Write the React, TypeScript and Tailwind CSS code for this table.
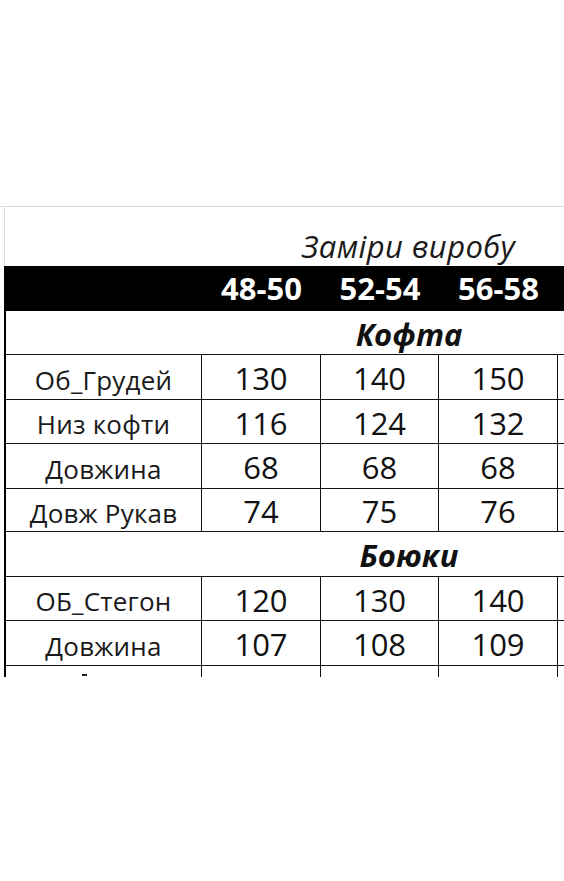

####################

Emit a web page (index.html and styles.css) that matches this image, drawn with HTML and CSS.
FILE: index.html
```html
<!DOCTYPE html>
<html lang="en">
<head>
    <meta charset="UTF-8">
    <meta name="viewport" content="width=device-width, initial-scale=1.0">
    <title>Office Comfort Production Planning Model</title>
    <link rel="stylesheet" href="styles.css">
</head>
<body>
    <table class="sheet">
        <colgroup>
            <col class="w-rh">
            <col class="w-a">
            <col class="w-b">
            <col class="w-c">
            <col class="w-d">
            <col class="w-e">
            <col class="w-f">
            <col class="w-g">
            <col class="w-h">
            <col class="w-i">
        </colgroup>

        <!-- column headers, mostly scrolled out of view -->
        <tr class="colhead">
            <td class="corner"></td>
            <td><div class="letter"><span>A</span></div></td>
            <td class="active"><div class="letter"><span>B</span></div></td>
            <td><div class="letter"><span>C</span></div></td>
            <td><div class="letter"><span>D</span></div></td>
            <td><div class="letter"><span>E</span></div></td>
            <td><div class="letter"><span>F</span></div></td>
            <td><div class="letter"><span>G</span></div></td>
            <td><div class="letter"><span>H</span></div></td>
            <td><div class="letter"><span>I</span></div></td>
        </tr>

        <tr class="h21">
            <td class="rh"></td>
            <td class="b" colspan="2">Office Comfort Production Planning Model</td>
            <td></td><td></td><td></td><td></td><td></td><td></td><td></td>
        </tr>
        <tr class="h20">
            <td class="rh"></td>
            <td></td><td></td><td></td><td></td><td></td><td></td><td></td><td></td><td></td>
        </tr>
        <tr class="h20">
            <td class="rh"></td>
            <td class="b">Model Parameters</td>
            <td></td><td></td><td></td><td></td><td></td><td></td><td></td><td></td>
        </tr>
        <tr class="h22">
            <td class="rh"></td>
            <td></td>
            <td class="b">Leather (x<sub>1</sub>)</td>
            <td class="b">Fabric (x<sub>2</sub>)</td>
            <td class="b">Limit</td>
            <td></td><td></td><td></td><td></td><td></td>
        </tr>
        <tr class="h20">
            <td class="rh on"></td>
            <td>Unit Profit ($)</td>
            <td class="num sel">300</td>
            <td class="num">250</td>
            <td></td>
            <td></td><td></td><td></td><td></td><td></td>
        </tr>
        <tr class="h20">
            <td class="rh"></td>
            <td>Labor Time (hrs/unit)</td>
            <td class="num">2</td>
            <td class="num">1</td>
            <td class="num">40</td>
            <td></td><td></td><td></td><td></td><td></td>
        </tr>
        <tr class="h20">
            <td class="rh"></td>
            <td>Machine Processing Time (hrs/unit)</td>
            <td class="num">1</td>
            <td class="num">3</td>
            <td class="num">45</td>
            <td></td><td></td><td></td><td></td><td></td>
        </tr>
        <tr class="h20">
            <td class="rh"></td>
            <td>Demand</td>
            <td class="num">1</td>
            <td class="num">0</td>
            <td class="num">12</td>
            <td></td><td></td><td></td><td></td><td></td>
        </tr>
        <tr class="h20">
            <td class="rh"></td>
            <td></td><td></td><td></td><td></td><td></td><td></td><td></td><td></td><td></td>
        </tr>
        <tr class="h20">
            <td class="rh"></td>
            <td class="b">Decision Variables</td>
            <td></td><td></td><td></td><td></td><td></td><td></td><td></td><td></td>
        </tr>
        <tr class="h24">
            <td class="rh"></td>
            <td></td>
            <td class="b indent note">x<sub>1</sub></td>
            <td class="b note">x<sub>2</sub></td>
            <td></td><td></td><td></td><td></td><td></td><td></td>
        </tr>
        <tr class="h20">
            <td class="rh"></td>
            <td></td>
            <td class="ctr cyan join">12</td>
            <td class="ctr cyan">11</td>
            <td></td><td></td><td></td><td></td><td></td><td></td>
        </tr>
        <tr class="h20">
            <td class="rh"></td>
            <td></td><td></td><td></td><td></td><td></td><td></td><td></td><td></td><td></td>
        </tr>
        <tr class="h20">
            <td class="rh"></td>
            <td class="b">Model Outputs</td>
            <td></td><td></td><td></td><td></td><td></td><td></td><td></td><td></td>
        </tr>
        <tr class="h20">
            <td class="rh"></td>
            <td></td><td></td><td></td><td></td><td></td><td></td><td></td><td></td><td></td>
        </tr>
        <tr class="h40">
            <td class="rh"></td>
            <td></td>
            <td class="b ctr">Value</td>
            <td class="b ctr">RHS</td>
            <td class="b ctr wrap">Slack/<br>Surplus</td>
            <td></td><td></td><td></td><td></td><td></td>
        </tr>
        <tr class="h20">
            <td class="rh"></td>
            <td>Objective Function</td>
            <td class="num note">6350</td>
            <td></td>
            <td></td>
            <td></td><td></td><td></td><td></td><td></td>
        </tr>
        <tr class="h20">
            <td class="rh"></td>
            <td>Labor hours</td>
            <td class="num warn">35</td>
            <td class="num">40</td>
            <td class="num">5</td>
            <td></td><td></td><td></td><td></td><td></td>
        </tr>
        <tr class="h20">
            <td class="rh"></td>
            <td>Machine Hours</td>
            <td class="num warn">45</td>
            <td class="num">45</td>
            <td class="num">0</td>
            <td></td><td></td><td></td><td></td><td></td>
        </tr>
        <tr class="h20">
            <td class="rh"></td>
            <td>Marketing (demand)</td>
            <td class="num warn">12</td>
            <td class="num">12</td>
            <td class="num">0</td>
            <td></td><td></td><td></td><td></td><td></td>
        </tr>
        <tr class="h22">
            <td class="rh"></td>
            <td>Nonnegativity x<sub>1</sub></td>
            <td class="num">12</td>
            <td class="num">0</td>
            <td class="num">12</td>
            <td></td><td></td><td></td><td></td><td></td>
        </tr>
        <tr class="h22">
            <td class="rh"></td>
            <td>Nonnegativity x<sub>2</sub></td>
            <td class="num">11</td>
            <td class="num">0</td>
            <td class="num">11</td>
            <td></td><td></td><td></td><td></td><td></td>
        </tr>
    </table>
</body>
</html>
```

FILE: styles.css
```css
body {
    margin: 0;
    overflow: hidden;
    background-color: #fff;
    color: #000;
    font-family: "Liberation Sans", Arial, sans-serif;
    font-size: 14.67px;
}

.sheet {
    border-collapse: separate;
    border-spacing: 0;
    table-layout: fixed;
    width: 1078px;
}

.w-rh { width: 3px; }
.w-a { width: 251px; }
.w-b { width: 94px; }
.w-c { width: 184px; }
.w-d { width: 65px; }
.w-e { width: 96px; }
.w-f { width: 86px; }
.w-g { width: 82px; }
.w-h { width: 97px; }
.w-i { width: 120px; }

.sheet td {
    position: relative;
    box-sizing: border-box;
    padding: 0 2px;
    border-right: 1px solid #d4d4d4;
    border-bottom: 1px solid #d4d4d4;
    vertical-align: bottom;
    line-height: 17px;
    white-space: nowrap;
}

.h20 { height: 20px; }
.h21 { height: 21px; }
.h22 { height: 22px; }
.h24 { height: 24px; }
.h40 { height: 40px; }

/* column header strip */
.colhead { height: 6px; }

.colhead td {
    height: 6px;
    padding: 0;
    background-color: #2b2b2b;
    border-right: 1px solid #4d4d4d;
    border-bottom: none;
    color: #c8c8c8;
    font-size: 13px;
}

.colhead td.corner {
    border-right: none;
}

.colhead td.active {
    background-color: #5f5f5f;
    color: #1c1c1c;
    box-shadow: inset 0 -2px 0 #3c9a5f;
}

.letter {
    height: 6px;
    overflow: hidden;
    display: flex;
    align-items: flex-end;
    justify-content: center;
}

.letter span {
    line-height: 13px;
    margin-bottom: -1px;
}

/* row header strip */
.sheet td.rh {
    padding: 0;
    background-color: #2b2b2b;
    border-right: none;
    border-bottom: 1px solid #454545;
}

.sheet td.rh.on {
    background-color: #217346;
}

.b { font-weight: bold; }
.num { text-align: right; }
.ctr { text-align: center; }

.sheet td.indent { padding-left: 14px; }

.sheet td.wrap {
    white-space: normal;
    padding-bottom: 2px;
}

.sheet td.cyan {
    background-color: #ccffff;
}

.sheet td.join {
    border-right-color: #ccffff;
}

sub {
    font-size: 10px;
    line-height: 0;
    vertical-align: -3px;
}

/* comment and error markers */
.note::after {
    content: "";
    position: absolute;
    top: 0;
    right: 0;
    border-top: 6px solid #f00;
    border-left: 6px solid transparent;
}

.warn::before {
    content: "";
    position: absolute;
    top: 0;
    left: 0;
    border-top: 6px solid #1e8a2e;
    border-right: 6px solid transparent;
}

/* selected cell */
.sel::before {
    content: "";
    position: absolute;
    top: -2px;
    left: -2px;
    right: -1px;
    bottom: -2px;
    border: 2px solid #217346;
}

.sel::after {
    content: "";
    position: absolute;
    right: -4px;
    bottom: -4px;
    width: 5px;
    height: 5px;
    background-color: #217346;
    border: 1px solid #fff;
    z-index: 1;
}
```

####################

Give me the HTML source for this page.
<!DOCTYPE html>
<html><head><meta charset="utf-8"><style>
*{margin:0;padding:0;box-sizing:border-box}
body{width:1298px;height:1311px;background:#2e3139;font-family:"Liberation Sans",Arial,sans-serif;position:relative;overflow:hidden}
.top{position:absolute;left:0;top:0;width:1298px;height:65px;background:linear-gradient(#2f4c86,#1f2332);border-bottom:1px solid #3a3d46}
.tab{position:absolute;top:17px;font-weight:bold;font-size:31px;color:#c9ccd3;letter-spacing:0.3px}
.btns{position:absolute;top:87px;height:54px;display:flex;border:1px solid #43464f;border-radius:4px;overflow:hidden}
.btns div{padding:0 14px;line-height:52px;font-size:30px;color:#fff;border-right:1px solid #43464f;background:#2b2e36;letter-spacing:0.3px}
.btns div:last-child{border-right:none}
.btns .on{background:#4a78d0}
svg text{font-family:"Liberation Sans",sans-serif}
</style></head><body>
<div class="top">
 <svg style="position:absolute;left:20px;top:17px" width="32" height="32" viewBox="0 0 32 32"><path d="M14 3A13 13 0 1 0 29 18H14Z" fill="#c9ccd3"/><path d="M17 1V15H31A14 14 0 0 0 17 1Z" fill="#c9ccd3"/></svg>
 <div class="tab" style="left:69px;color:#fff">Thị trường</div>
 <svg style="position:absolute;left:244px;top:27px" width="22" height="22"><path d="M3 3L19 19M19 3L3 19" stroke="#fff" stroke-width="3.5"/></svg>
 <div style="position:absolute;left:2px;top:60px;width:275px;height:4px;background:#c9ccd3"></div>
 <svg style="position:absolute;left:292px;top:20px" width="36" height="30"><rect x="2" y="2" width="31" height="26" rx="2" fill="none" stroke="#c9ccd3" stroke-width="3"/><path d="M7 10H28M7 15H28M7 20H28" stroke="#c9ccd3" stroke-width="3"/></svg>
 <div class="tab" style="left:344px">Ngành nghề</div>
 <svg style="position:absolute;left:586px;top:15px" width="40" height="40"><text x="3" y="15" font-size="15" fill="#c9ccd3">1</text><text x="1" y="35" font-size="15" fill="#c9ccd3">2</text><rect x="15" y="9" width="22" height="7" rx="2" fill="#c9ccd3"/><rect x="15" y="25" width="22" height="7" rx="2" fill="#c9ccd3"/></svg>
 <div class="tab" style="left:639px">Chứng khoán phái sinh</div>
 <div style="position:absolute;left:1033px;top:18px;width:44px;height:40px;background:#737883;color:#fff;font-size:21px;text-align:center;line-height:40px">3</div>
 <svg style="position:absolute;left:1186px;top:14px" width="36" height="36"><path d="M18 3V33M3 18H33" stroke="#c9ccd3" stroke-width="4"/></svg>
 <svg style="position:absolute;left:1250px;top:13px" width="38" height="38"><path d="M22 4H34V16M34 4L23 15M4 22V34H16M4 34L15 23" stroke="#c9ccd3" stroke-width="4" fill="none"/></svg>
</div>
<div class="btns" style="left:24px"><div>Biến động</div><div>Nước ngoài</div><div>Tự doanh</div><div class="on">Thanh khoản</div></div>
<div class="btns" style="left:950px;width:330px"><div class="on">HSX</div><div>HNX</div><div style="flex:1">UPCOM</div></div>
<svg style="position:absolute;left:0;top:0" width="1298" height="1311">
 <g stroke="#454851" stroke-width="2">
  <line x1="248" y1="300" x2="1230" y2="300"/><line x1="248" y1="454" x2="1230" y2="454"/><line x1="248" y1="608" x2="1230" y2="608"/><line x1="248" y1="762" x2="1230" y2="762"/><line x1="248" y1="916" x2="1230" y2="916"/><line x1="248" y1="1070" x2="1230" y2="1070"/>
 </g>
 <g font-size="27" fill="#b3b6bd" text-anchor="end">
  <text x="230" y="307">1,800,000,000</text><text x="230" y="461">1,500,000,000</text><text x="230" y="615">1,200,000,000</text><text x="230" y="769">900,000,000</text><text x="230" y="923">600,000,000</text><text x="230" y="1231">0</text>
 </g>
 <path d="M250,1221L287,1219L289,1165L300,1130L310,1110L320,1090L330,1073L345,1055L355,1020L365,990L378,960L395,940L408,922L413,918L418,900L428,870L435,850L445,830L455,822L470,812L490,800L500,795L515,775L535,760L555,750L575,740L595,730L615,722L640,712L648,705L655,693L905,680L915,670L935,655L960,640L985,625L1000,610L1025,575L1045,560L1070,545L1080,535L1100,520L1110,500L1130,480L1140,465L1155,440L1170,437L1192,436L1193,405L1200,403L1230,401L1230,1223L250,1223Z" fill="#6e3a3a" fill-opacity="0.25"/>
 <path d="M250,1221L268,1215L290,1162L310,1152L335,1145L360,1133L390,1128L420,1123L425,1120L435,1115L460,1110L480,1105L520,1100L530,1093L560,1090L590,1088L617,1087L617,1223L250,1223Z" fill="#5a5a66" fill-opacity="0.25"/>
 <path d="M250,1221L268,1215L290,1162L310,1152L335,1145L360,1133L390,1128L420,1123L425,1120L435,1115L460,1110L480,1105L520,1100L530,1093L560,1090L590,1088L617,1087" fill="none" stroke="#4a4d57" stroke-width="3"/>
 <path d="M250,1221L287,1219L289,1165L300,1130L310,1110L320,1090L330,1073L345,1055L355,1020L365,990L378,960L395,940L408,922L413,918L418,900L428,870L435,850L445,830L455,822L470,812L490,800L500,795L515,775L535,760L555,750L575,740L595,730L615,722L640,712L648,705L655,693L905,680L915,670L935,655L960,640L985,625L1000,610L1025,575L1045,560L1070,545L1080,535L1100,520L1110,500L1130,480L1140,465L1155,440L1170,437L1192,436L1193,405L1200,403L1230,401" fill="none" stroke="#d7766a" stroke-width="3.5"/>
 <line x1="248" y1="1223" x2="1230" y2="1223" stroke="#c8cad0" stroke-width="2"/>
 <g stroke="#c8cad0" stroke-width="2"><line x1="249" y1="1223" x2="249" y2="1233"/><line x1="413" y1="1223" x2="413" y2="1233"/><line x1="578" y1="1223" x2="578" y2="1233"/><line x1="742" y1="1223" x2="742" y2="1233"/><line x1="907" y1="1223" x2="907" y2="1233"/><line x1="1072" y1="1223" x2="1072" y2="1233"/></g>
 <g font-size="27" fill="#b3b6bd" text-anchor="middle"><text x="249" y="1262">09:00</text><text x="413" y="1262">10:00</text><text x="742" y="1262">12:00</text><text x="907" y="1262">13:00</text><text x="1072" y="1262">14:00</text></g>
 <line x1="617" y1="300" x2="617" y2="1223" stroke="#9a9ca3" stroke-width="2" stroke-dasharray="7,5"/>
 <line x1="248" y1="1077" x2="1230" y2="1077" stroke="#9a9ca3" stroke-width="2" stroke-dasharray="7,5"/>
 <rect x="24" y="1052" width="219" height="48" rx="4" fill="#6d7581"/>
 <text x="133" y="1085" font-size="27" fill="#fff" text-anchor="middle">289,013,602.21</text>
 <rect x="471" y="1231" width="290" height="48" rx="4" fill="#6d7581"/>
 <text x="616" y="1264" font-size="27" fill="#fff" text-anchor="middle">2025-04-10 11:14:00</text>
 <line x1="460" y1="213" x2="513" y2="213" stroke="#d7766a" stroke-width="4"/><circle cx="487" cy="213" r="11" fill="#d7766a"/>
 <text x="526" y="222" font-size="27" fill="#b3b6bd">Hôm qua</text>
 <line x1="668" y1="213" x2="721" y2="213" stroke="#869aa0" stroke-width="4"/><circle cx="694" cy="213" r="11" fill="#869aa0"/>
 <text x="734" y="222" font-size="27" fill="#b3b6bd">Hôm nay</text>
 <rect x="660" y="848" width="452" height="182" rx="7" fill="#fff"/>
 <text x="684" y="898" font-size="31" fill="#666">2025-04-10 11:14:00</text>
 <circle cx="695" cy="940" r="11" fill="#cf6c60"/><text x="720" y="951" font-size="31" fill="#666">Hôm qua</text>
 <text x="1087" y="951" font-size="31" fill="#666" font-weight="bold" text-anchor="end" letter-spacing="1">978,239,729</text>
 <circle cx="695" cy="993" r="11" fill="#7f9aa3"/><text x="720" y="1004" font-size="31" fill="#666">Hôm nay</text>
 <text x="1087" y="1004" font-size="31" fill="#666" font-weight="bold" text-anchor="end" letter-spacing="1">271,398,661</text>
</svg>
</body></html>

####################

Identify each line in the entries with the word "styles" and copy it.

- _SOLVED EXERCISE_:
Emit a web page (index.html and styles.css) that matches this image, drawn with HTML and CSS.
    <link rel="stylesheet" href="styles.css">
FILE: styles.css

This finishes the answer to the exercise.